Let me get this straight. After all that trash talk, they actually predicted all along we would eventually kill them, so, instead of purifying the water like everyone wants, they decided they would rather make it explode to take us with them?
That’s just plain stupid!
Now, someone has to go inside to put in that stupid activation code that will magically purify the water and stop the impending explosion. Problem is, for some reason or another the room is radioactive and going in will kill you.
Wait… what?
I’ve got hundreds of Rad-Xs, Rad Aways, multiple Radiation Suits, a bag full of assorted antiradiation drugs and who knows what else to mitigate the effects of poisoning guys. I’ve been doing it the entire game. I don’t care how super radioactive it is, I only have to hit four buttons, Jesus. Whatever, if the chamber would kill me, I’ll just ask Fawkes to do it for me, he’s immune to radiation! And I can even ask him, but his reply is: “This is your destiny, my friend. I cannot interfere.”
Wait… WHAT?!
Why on earth would I have to die when Mr. Invincipants could just do it? Pushing FOUR damn buttons isn’t that hard, is it? I know you are upset for your condition, Fawkes, but that’s no reason to make the playable character die! What’s that? You want me to follow in my father’s footsteps as a metaphor? Screw that, what kind of person kills someone just to be poetic? For crying out loud, Dad’s body isn’t even there anymore!
***
In the end the game is great, but the story looks like it was hastily written, as if the director came in to a meeting room one morning and opened with “Ok guys, this game looks great. We’ve done a great job capturing the feel of the original Fallout games and putting it in our critically acclaimed Oblivion mold. The dialogues are solid, the voice acting is very good and the combat system is well done. This game is ready to hit the shelves next week. Now… We need some kind of storyline”
And so it began. “Two sides in an apocalyptic future fight to see who can turn on a water purifier first!”
Wait… What?
No. 1 — December 18th, 2008 at 5:33 am
LOL WOW, this was exactly what i had been thinking througout the entire game, what! WTF IS WRONG WITH THIS THING! I GET NO LOGICAL OPTIONS!!!!!
Anyway, just like to say you missed somthing else- vault 101, amada helps you escape, then calls for help, then kicks you out again, no come with me option, either force them out and see them die one by one, or leave them under opression, or help them gain controll, anyway you play it you either get kicked out or they all hate you. Stupid. Come live with me option would be a nice reality.
Another thing that bugged me was when fawks said, quite simply “NO” as you stated, dumb, i understand the theme is sacrifice, but you should be able to live and continue you side-quests, i hate when i have to get it all done without completing a game first. Also the mutants and radiation thing makes you look evil when you use that anti-mutating drug- dumb, mutation could in theory actualy end up turing humans into mutant zombies, pure form would be ideal, BUT since im not going to be able to end it and continue anyways- who gives a crap, to sum it up.

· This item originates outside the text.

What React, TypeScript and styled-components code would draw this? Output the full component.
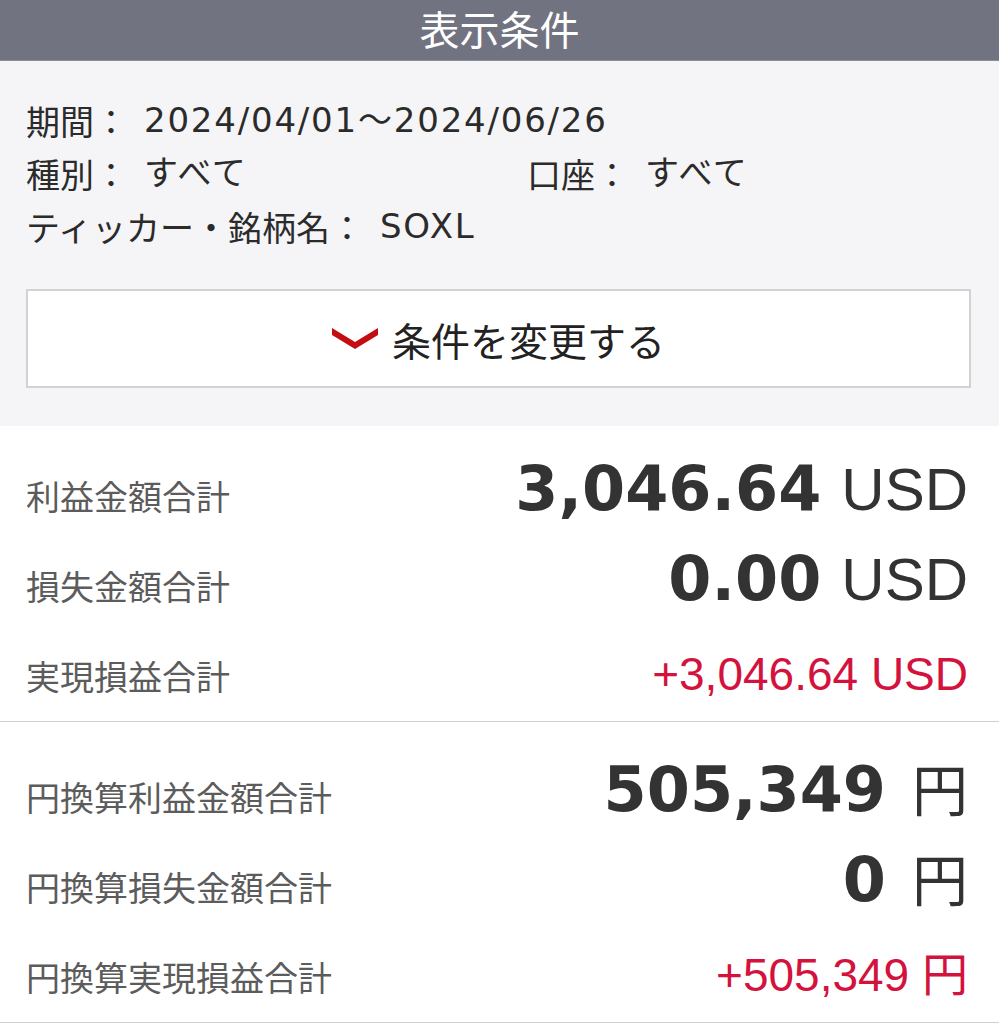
import styled, { createGlobalStyle } from 'styled-components';

// -----------------------------------------------------------------------------

const GlobalStyle = createGlobalStyle`
	html, body {
		margin: 0;
		padding: 0;
		background: #ffffff;
	}

	body {
		font-family: "Liberation Sans", "Noto Sans CJK JP", sans-serif;
		color: #333333;
	}
`;

type Summary = {
	label: string;
	amount: string;
	unit: string;
	total?: boolean;
};

const USD_ROWS: Summary[] = [
	{ label: '利益金額合計', amount: '3,046.64', unit: 'USD' },
	{ label: '損失金額合計', amount: '0.00', unit: 'USD' },
	{ label: '実現損益合計', amount: '+3,046.64', unit: 'USD', total: true },
];

const JPY_ROWS: Summary[] = [
	{ label: '円換算利益金額合計', amount: '505,349', unit: '円' },
	{ label: '円換算損失金額合計', amount: '0', unit: '円' },
	{ label: '円換算実現損益合計', amount: '+505,349', unit: '円', total: true },
];

function ChevronDown(): JSX.Element {
	return (
		<Chevron viewBox="0 0 46 21" aria-hidden="true">
			<polygon points="0,0 23,14 46,0 46,7 23,21 0,7" fill="#c30d12" />
		</Chevron>
	);
}

function SummaryGroup({ rows }: { rows: Summary[] }): JSX.Element {
	return (
		<Section>
			{rows.map((row) => (
				<Row key={row.label}>
					<Label>{row.label}</Label>
					{row.total ? (
						<Total>
							{row.amount} {row.unit}
						</Total>
					) : (
						<Value>
							<Amount>{row.amount}</Amount>
							<Unit $yen={row.unit === '円'}>{row.unit}</Unit>
						</Value>
					)}
				</Row>
			))}
		</Section>
	);
}

export default function App(): JSX.Element {
	return (
		<>
			<GlobalStyle />
			<Page>
				<Header>表示条件</Header>

				<Conditions>
					<ConditionList>
						<Condition $wide>
							<Term>期間：</Term>
							<Detail>2024/04/01〜2024/06/26</Detail>
						</Condition>
						<Condition>
							<Term>種別：</Term>
							<Detail>すべて</Detail>
						</Condition>
						<Condition>
							<Term>口座：</Term>
							<Detail>すべて</Detail>
						</Condition>
						<Condition $wide>
							<Term>ティッカー・銘柄名：</Term>
							<Detail>SOXL</Detail>
						</Condition>
					</ConditionList>

					<ChangeButton type="button">
						<ChevronDown />
						条件を変更する
					</ChangeButton>
				</Conditions>

				<SummaryGroup rows={USD_ROWS} />
				<SummaryGroup rows={JPY_ROWS} />
			</Page>
		</>
	);
}

// -----------------------------------------------------------------------------

const Page = styled.div`
	width: 999px;
	min-height: 1024px;
	display: flex;
	flex-direction: column;
	background: #ffffff;
`;

const Header = styled.h1`
	margin: 0;
	height: 60px;
	border-bottom: 1px solid #8c8d97;
	background: #727380;
	color: #ffffff;
	font-family: "Noto Sans CJK JP", sans-serif;
	font-size: 40px;
	font-weight: 400;
	line-height: 56px;
	text-align: center;
`;

const Conditions = styled.section`
	display: flex;
	flex-direction: column;
	padding: 33px 28px 38px 26px;
	background: #f5f5f7;
`;

const ConditionList = styled.dl`
	display: grid;
	grid-template-columns: 501px 1fr;
	grid-auto-rows: 53px;
	margin: 0;
`;

const Condition = styled.div<{ $wide?: boolean }>`
	display: flex;
	align-items: center;
	grid-column: ${(p) => (p.$wide ? '1 / -1' : 'auto')};
	font-size: 34px;
	line-height: 53px;
	color: #2b2b2b;
`;

const Term = styled.dt`
	font-family: "Noto Sans CJK JP", sans-serif;
`;

const Detail = styled.dd`
	margin: 0 0 0 16px;
	font-family: "DejaVu Sans", "Noto Sans CJK JP", sans-serif;
	letter-spacing: 1.8px;
`;

const ChangeButton = styled.button`
	display: flex;
	align-items: center;
	justify-content: center;
	gap: 14px;
	height: 99px;
	margin-top: 36px;
	padding: 0;
	border: 2px solid #d2d2d4;
	background: #ffffff;
	color: #222222;
	font-family: "Noto Sans CJK JP", sans-serif;
	font-size: 39px;
	cursor: pointer;
`;

const Chevron = styled.svg`
	width: 46px;
	height: 21px;
	flex-shrink: 0;
`;

const Section = styled.section`
	display: flex;
	flex-direction: column;
	padding: 25px 31px 0 26px;
	border-bottom: 1px solid #cfcfcf;

	& + & {
		padding-top: 30px;
	}
`;

const Row = styled.div`
	display: flex;
	align-items: baseline;
	justify-content: space-between;
	height: 90px;
`;

const Label = styled.span`
	font-family: "Noto Sans CJK JP", sans-serif;
	font-size: 34px;
	line-height: 90px;
	color: #5c5c5c;
`;

const Value = styled.span`
	font-size: 60px;
	line-height: 1;
	white-space: nowrap;
	color: #333333;
`;

const Amount = styled.span`
	font-family: "DejaVu Sans", sans-serif;
	font-weight: 700;
	font-size: 62px;
`;

const Unit = styled.span<{ $yen?: boolean }>`
	margin-left: ${(p) => (p.$yen ? '26px' : '20px')};
	font-size: ${(p) => (p.$yen ? '56px' : '60px')};
	font-weight: 400;
`;

const Total = styled.span`
	font-size: 46px;
	line-height: 1;
	white-space: nowrap;
	color: #d3123d;
`;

I started to help retake it, gained two more sets of tesla armor and repaired my first one full, then left to live my virtual adventure- i detest this type of “live or die” ending, it should be that you do it, but ya since i took like 65+ things to rid myself of radiation and have a 40+ advanced radiation suit YOUD THINK I FUCKING LIVED, i mean wtf is the point of it? I HATE ALL THE OUTCOMES, not realistic to me at all, glad i rented it, THE END- BULLSHIT!! TOTAL BS.